The war may be over in a place called Biafra – a region of states in the southern part of Nigeria – but it remains a flashpoint for ethnic tensions that simmer just below the surface.
In September, the leader of the Indigenous People of Biafra (IPOB), announced a meeting with world leaders at the United Nations to present the grievances of the Igbo community including unfair treatment by successive governments.
These grievances, according Nnamdi Kanu, leader of the outlawed IPOB, include an unequal distribution of resources, poor investment and a heavily militarized presence in their region.
This week, the Buhari administration took out its own grievances against the separatist group with the arrest by Nigerian counterintelligence operatives of popular author/journalist Chido Onumah. Onumah, who was returning from Spain after graduate studies, was identified by his t-shirt which bore the inscription “We Are All Biafrans” – also the name of his book.
The State Security Service, however, denies there was an arrest. “To set the records right, Onumah was never arrested by the Service. He was rather engaged in an interaction during which an act of his, capable of undermining public order and national security, was explained to him.”
Speaking up for Chido was the National Coordinator of the Human Rights Writers Association, Emmanuel Onwubiko, and the Executive Director of the Civil Societies Legislative and Advocacy Centre, Awual Musa (Rafsanjani) in interviews with PUNCH newspaper.

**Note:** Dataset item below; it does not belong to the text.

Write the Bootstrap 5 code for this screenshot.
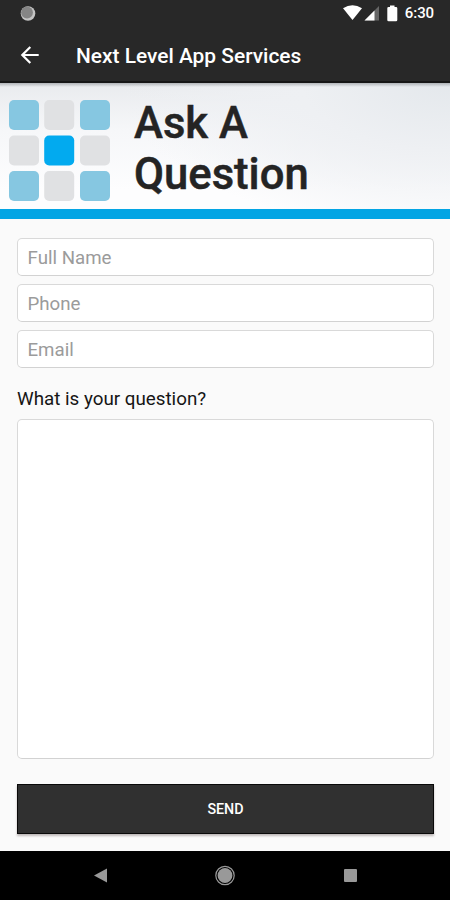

Also arrested this week was Agba Jalingo, publisher of CrossRiverWatch, an online newspaper with a focus on Cross River State. Mr Jalingo, in prison in Calabar, has been charged with treason over a report about an alleged diversion of 500 million naira by Cross River Gov. Ben Ayade.
Omoyele Sowore, publisher of Sahara Reporters and presidential aspirant, also remains behind bars. A Federal High Court on Tuesday ordered his release after about 50 days detention but State Security Services claimed that it had not received the court order and has since refused to release Mr. Sowore.
In other Nigerian news, Nigerians in the diaspora on the platform of the Global Coalition for Security and Democracy in Nigeria have petitioned the President of the World Bank, David Malpass, to put an end to further negotiations with the President Muhammadu Buhari regime to borrow another $2.5 billion.
The group stated that Nigerians could no longer tolerate the action of government officials who, they claimed, steal public funds and resort to raising taxes among the same citizens they stole from.
Finally, 19 pregnant girls and four children suspected to have been abducted by persons engaged in child trafficking were released by Lagos police, and in the northern city of Kaduna, police rescued more than 300 male students, most of them children and some of them in chains, from an Islamic school where many had been tortured and sexually abused, a police spokesman said Friday.
The victims, including adults and minors, were kept in “the most debasing and inhuman conditions in the name of teaching them the Koran and reforming them,” Kaduna state police spokesman Yakubu Sabo told AFP.
Among those rescued were “around 100 students including children as young as nine in chains stuffed in a small room all in the name of reforming them and making them responsible persons”, Sabo said.